Dispute resolution in multi-party arrangements

The involvement of multiple contracting parties is inevitably reflected in the dispute resolution framework. Different jurisdictions or arbitration rules in the individual contracts can lead to parallel proceedings, thereby increasing the risk of divergent findings of fact and conflicting decisions. Particularly in the case of interface conflicts, it is hardly practicable from a project perspective to resolve these issues in separate forums.

It is therefore particularly important in split-contract structures to harmonise the dispute resolution mechanisms across all project contracts, for example through standardised arbitration clauses with a coordinated place of arbitration, a single language of proceedings, and provisions for the inclusion of multi-party and multi-contract scenarios, as well as for the consolidation of proceedings, in order to create a platform in the event of a dispute where all relevant parties are involved and a consistent, project-wide decision can be reached.

Concluding Remarks

The use of split-contract structures in battery storage projects opens up opportunities for project design and procurement advantages, as supply chains are diversified, but is accompanied by an increase in legal complexity. The absence of a centrally responsible main contractor means that coordination, risk allocation and dispute resolution must be more rigorously defined in the contracts.

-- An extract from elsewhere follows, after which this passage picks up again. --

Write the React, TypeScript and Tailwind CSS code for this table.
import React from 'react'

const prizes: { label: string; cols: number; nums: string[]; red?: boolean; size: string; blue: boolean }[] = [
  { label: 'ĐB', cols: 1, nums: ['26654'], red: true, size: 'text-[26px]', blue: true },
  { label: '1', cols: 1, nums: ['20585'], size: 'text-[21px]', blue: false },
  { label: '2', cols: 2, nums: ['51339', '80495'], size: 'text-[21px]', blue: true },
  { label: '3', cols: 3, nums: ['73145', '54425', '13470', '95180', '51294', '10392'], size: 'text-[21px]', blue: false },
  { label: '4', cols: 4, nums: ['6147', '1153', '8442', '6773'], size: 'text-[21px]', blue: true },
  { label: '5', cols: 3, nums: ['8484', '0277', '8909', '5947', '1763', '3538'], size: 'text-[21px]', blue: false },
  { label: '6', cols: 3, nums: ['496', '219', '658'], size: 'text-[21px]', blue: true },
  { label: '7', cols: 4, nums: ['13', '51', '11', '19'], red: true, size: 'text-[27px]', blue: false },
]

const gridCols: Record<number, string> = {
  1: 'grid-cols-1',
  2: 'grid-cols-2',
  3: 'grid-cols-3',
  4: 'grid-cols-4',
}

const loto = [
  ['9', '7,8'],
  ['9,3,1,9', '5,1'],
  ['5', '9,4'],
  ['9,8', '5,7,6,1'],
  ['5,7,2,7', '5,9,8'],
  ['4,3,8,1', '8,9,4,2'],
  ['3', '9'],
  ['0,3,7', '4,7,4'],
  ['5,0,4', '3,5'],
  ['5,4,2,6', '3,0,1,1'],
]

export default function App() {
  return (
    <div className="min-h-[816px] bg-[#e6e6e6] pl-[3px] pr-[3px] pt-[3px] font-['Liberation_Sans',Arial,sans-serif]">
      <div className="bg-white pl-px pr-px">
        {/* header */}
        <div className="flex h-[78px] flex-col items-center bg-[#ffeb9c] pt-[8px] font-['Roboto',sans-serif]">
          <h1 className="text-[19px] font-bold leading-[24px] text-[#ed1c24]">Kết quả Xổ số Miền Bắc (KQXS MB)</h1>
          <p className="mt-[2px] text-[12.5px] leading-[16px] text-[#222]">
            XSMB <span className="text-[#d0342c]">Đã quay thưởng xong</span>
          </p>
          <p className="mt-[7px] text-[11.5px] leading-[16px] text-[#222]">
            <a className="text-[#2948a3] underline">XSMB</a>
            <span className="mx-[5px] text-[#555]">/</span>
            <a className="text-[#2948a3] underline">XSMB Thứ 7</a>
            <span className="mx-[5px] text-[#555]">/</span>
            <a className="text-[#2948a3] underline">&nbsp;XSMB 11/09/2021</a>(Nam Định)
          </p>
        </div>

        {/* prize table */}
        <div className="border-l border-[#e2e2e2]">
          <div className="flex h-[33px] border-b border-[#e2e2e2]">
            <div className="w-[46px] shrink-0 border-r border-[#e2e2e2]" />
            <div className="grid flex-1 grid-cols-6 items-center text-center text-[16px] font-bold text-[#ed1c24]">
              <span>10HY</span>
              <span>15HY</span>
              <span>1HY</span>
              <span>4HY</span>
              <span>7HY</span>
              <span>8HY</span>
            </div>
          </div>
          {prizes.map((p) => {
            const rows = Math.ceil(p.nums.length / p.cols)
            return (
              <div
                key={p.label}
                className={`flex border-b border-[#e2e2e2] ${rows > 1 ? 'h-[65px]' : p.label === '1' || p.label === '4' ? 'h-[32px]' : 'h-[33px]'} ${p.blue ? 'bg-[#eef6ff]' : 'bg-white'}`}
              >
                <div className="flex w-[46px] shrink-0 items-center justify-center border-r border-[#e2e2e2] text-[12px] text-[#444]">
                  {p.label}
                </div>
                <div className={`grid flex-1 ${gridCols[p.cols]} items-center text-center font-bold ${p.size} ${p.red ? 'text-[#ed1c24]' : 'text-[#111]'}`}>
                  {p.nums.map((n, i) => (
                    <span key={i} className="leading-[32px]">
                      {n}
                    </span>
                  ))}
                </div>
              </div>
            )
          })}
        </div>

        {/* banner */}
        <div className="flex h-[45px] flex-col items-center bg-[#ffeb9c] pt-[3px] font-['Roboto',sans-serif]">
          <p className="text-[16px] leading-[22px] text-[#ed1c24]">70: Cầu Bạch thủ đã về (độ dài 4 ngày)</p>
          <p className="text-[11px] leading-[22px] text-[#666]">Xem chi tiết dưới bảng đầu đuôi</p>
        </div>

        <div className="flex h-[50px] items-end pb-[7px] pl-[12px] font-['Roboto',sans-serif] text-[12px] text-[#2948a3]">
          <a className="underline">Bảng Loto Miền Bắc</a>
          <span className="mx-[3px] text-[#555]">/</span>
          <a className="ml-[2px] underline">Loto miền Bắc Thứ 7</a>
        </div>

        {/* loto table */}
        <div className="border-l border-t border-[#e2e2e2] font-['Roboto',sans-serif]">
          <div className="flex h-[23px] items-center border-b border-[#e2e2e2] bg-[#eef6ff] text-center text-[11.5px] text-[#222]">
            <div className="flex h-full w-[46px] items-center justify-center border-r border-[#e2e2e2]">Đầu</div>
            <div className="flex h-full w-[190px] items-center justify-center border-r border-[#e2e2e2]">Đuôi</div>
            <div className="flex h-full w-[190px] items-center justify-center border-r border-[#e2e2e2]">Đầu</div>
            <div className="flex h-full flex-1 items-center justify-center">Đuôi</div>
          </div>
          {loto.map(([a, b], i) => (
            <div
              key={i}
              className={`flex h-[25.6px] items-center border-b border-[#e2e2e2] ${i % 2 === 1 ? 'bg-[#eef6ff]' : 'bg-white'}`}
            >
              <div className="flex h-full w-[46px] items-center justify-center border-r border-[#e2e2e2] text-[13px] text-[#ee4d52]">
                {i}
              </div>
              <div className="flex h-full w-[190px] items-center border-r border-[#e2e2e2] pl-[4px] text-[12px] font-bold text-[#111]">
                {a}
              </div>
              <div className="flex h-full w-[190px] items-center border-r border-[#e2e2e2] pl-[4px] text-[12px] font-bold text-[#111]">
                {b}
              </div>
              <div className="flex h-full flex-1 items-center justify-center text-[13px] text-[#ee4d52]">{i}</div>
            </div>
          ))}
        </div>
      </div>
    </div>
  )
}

A robust contractual structure is characterised by the fact that it does not view the individual contracts in isolation, but rather as an interlinked system. This requires careful coordination of the scope of work, clear regulation of interfaces, consistent structuring of warranty and guarantee claims, and a harmonised dispute resolution mechanism ( ). At the same time, increased project management by the client or the owner’s engineer is required. Such an integrated approach allows risks to be effectively managed whilst simultaneously leveraging the benefits of the split-contract structure.